Closing Date: Monday, 8 January 2007.
Sold For $6200. This amount does not include the buyer’s fee.
Archduke, 1439-1490. AR 1/2 Guldiner (15.84 g, 9h). Hall mint. Dated 1484. + (rosette) SIGISMVNDVS (rosette) ARChIDVX (rosette) AVSTRIE (rosette), crowned and armored bust right, holding scepter in right hand, sword in left / Armored knight on horseback right, holding banner; 1484 below; all within a circle of 15 coats of arms. Moeser & Dworschak 60; Frey 261; Grierson 453. Good VF. Well struck for issue. The earliest dated large silver coin of Europe.
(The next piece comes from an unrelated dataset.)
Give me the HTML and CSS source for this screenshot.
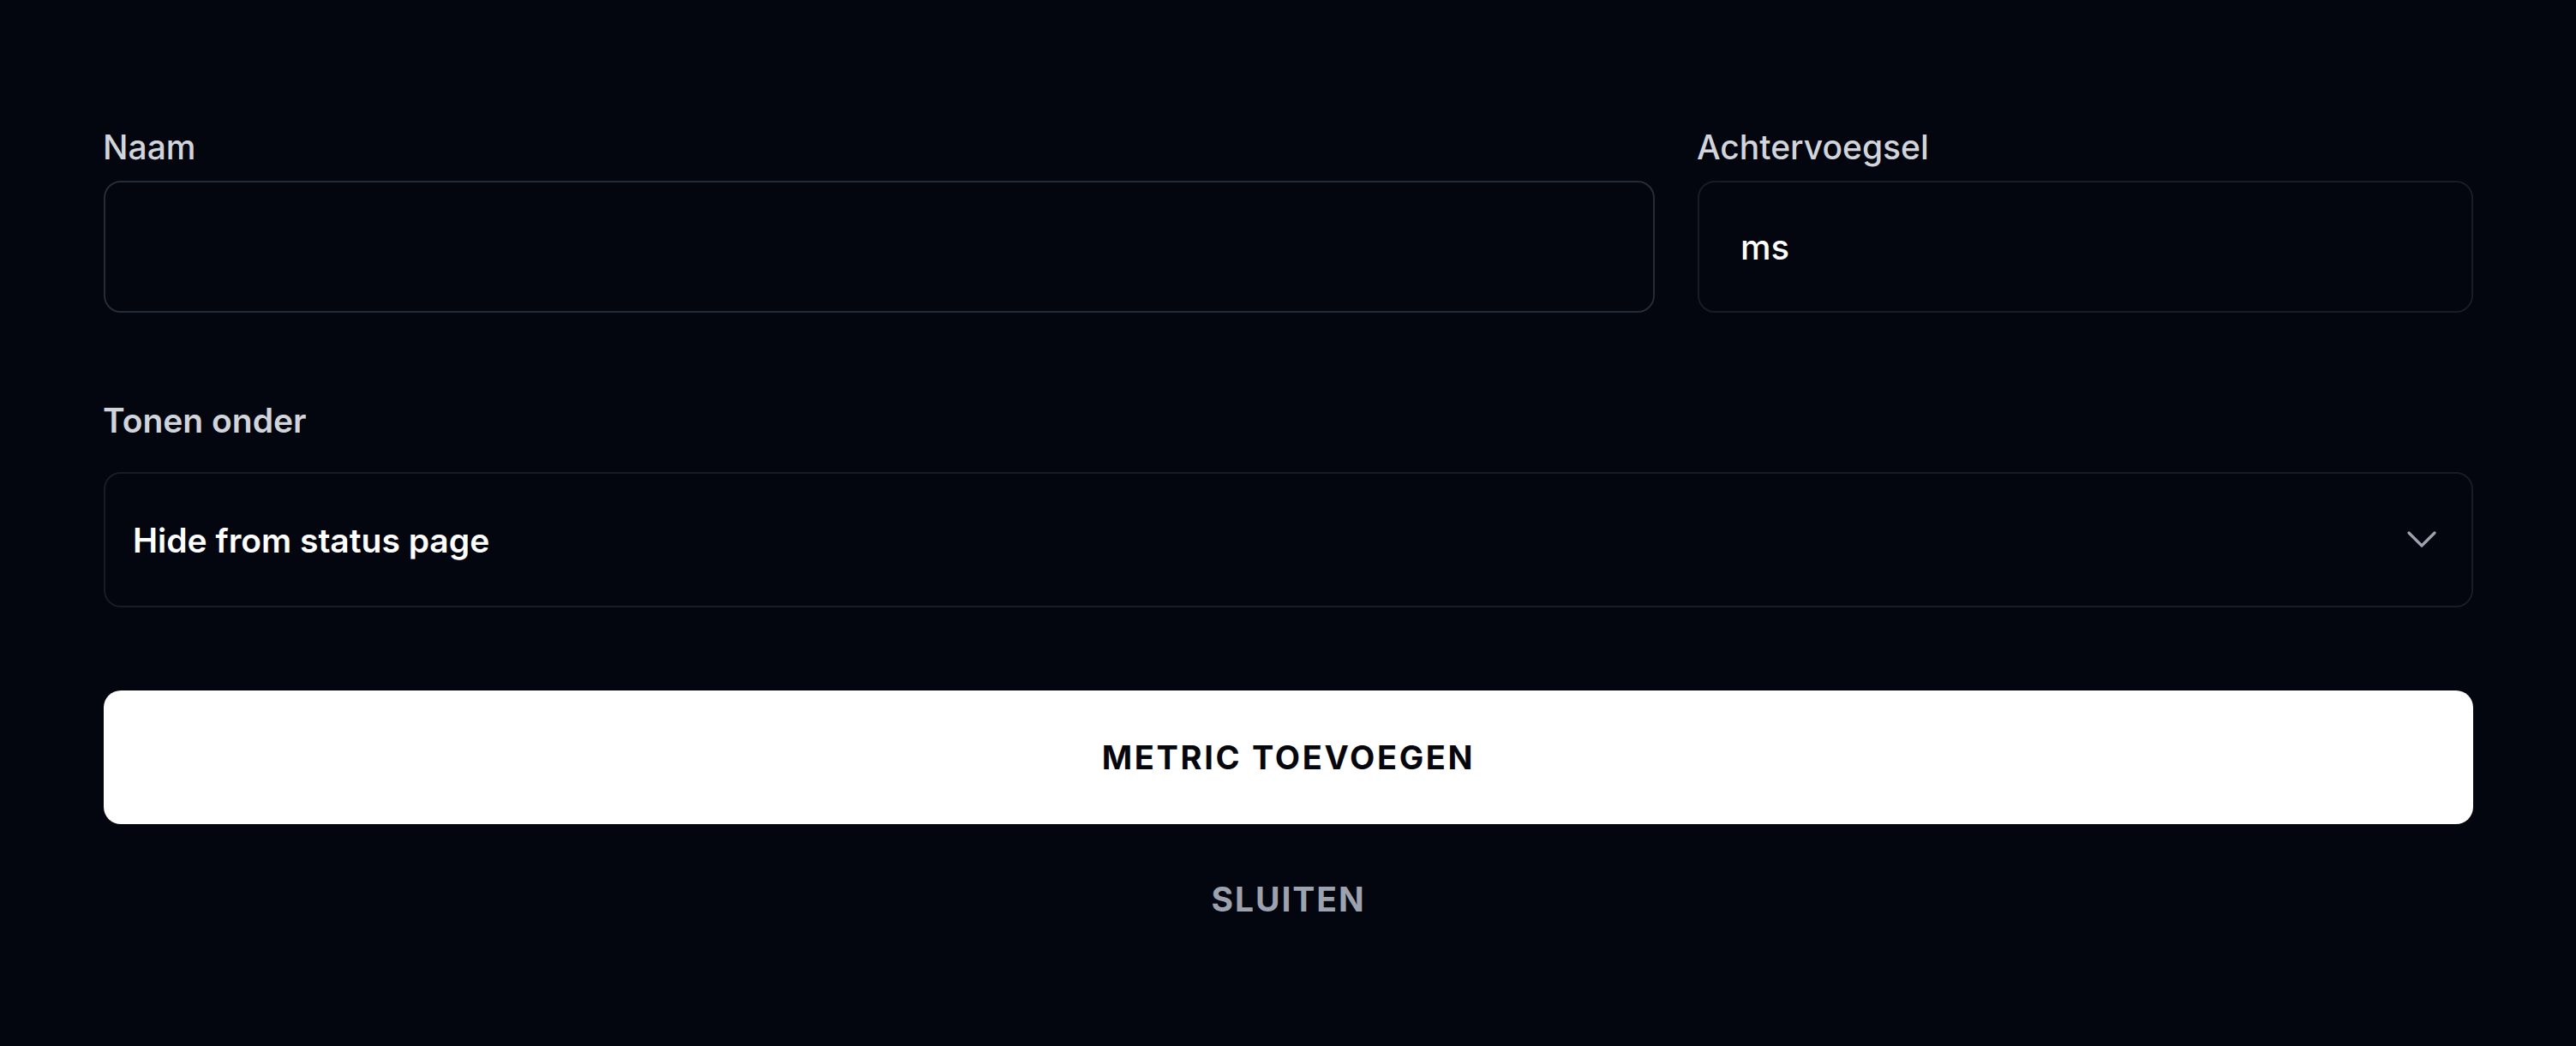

The increasing pulse of international trade in the late 15th century created a need for a large silver coin, and fresh discoveries of silver ore in the Alpine foothills provided the raw material for their production. As a result, Archduke Sigismund of Tyrol set up a mint in Hall (east of Innsbruck) close to the silver mines of nearby Schwaz. The Hall mint, operating from within the protective walls of Burg Hasegg, quickly became a major innovator in mint technology. Sigismund’s half guldiners of 1484 and full guldiners of 1486 are regarded as the bridge between medieval and modern coinage. Though the types are reminiscent of medieval knighthood, these coins represent a significant advancement as the first crown-sized silver coins to circulate in Europe.